Durante os dois anos da Assembleia Nacional Constituinte, o presidencialismo parlamentarizado avançou muito e parecia que ia ganhar. Mas apareceu a emenda do senador Humberto Lucena (PMDB), já articulada com todos os presidencialismos que existiam. Ainda assim, o presidencialismo que venceu não foi o puro, foi o semiparlamentar. O que ocorre é que quem fez o "acabamento" do presidencialismo foram os próprios presidencialistas. Os parlamentaristas saíram do debate. E chegamos a um presidencialismo hegemônico, mais imperativo.
Quais são as variações desses sistemas no mundo?
A maioria dos países europeus faz uma mistura dos dois sistemas, com uma dose maior para o parlamentarismo. Os dois são variações da proposta dos três poderes, formulada por Montesquieu. A França foi a que mais avançou no parlamentarismo semipresidencial. O presidencialismo puro é invenção dos norte-americanos. Obama sequer pode enviar um projeto de lei. A América Latina é presidencialista, com interferências no parlamento, em que um presidente emite medidas provisórias.
Há desdobramentos políticos do Orçamento Impositivo?

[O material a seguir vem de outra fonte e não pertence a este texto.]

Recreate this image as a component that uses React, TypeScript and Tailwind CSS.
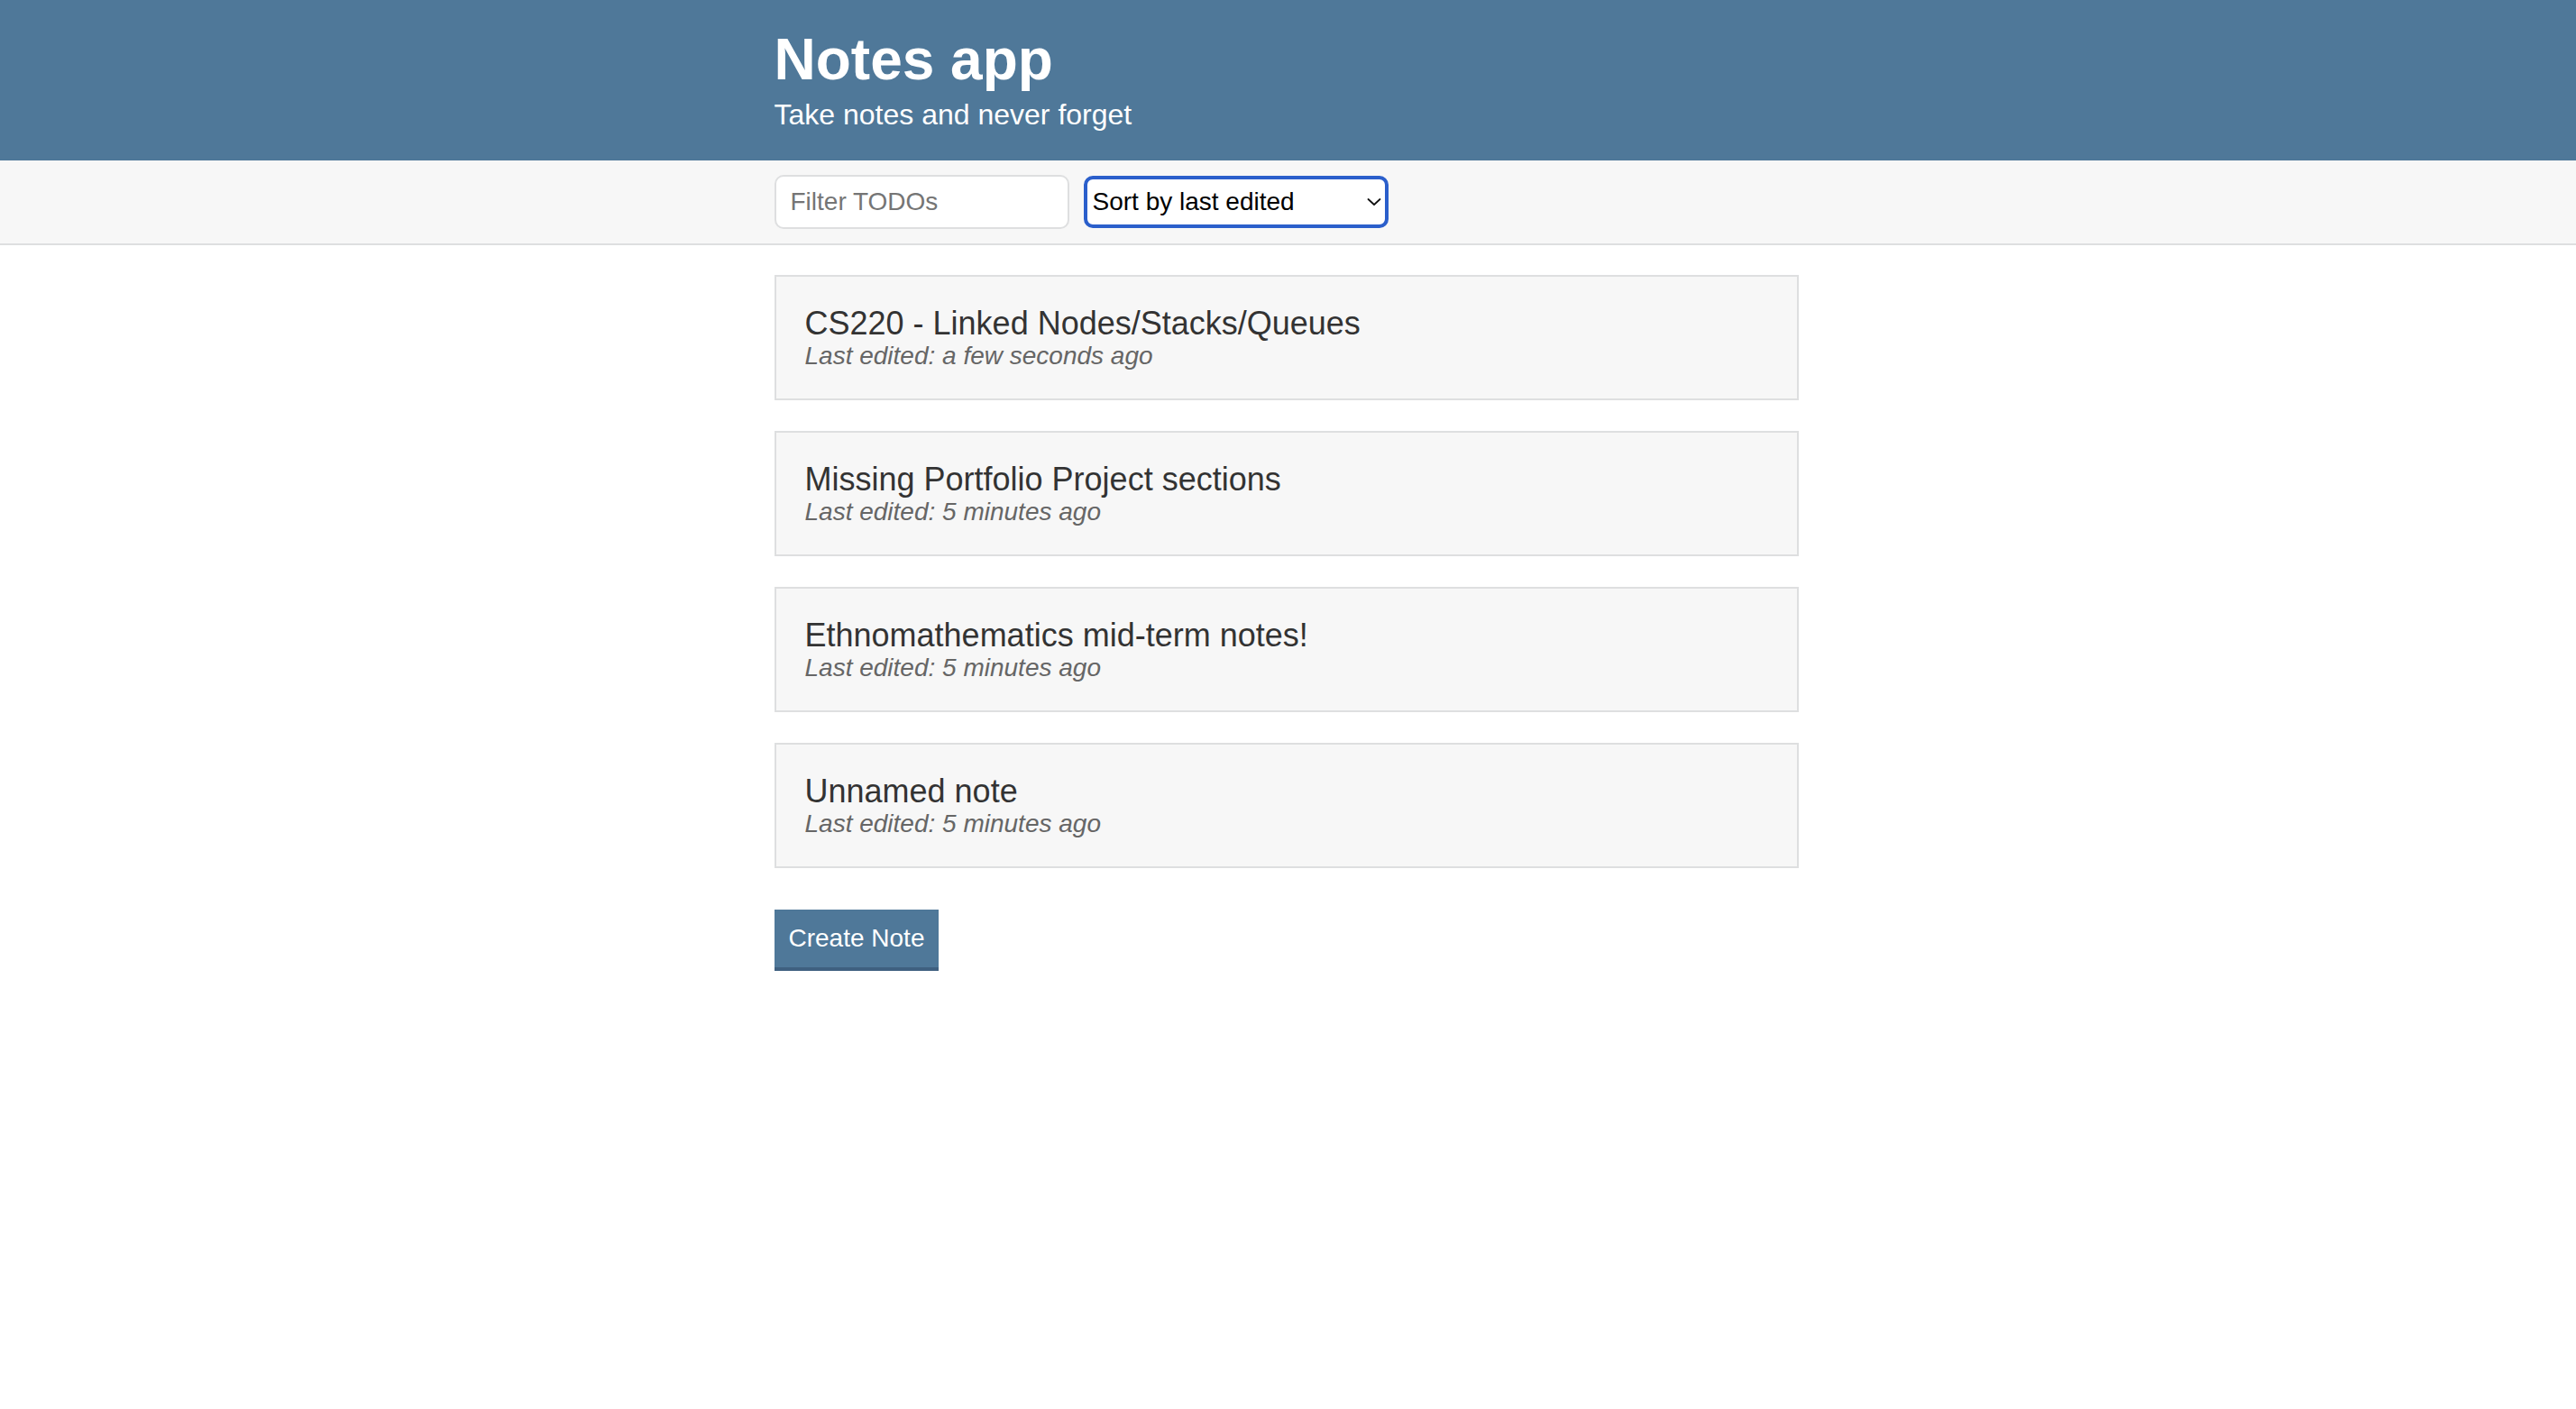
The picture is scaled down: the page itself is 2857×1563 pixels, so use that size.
const notes = [
  { title: "CS220 - Linked Nodes/Stacks/Queues", edited: "a few seconds ago" },
  { title: "Missing Portfolio Project sections", edited: "5 minutes ago" },
  { title: "Ethnomathematics mid-term notes!", edited: "5 minutes ago" },
  { title: "Unnamed note", edited: "5 minutes ago" },
]

function NoteItem({ title, edited }: { title: string; edited: string }) {
  return (
    <a href="#" className="block border-2 border-[#dedfe0] bg-[#f7f7f7] p-8 text-[#333333]">
      <h3 className="text-[36px] leading-[40px] font-normal">{title}</h3>
      <p className="text-[28px] leading-[31px] font-light italic text-[#666666]">Last edited: {edited}</p>
    </a>
  )
}

export default function App() {
  return (
    <div className="min-h-screen bg-white font-['Liberation_Sans',Arial,sans-serif] text-[#333333]">
      <header className="bg-[#4f7899] py-8 text-white">
        <div className="mx-auto w-[1200px] pl-[30px] pr-[34px]">
          <h1 className="mb-2 text-[64px] leading-[68px] font-bold">Notes app</h1>
          <h2 className="text-[32px] leading-[38px] font-light">Take notes and never forget</h2>
        </div>
      </header>

      <div className="border-b-2 border-[#dedfe0] bg-[#f7f7f7] py-4">
        <div className="mx-auto flex w-[1200px] items-center gap-4 pl-[30px] pr-[34px]">
          <input
            type="text"
            placeholder="Filter TODOs"
            className="h-[60px] w-[327px] rounded-[10px] border-2 border-[#dedfe0] bg-white px-4 text-[28px] font-light text-[#333333] outline-none placeholder:text-[#757575]"
          />
          <div className="relative">
            <select className="h-[58px] w-[338px] appearance-none rounded-[10px] border-[4px] border-[#2b5fcb] bg-white pl-[6px] pr-10 text-[28px] text-black outline-none">
              <option>Sort by last edited</option>
              <option>Sort by recently created</option>
              <option>Sort alphabetically</option>
            </select>
            <svg
              className="pointer-events-none absolute right-[8px] top-1/2 h-[10px] w-[16px] -translate-y-1/2"
              viewBox="0 0 16 10"
              fill="none"
              stroke="#111111"
              strokeWidth="1.8"
              strokeLinecap="round"
              strokeLinejoin="round"
            >
              <path d="M1.5 2l6.5 6 6.5-6" />
            </svg>
          </div>
        </div>
      </div>

      <main className="mx-auto w-[1200px] pl-[30px] pr-[34px] pt-[33px]">
        <div className="flex flex-col gap-[34px]">
          {notes.map((note, i) => (
            <NoteItem key={`note-${i}`} title={note.title} edited={note.edited} />
          ))}
        </div>
        <button className="mt-[46px] border-b-4 border-[#3f6080] bg-[#4f7899] px-4 py-4 text-[28px] leading-[32px] text-white">
          Create Note
        </button>
      </main>
    </div>
  )
}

O tópico sobre o voto distrital, na reforma política, que é mais uma reforma eleitoral, é talvez o principal. Mas não se trata de um desdobramento. Eu diria que o orçamento agasalha a lógica do voto distrital. O parlamentar que vai manejar um orçamento impositivo — que será de R$ 10 bilhões neste ano — trabalha na lógica distrital, porque a orientação do voto do eleitor tende a ser pelo candidato da sua região, embora juridicamente o voto ainda não seja distrital. É condizente que, depois do Orçamento Impositivo ao Executivo, o próximo passo seja o voto distrital.
Que outras medidas sinalizam para o avanço do Legislativo?
O presidente do Senado, Renan Calheiros, quer reformar o Regimento Interno do Congresso, com o objetivo de estabelecer regimes diferenciados para vetos presidenciais e para destrancar a pauta no Congresso. É mais uma forma de limitar a entrada do Executivo no Parlamento. Temos, também, a iniciativa de sistematizar as convocações de ministros para falarem na Câmara. Isso está na nossa Constituição, mas não têm seu uso disseminado. Um parlamento pode derrubar um ministro se ele é convocado e não comparece.
Qual é o papel do PMDB nessas medidas?
Embora se destaque Eduardo Cunha como avesso ao governo e Renan afinado, existe, nas duas casas, um projeto de poder do PMDB para assumir o controle do Legislativo e construir alternativas para 2018. Há uma fraqueza na Presidência da República, decorrente da vitória apertada de Dilma. Não haverá impeachment, mas ela está acuada. Por consequência, o Congresso está ousando mais diante de uma maior necessidade de apoio da presidenta.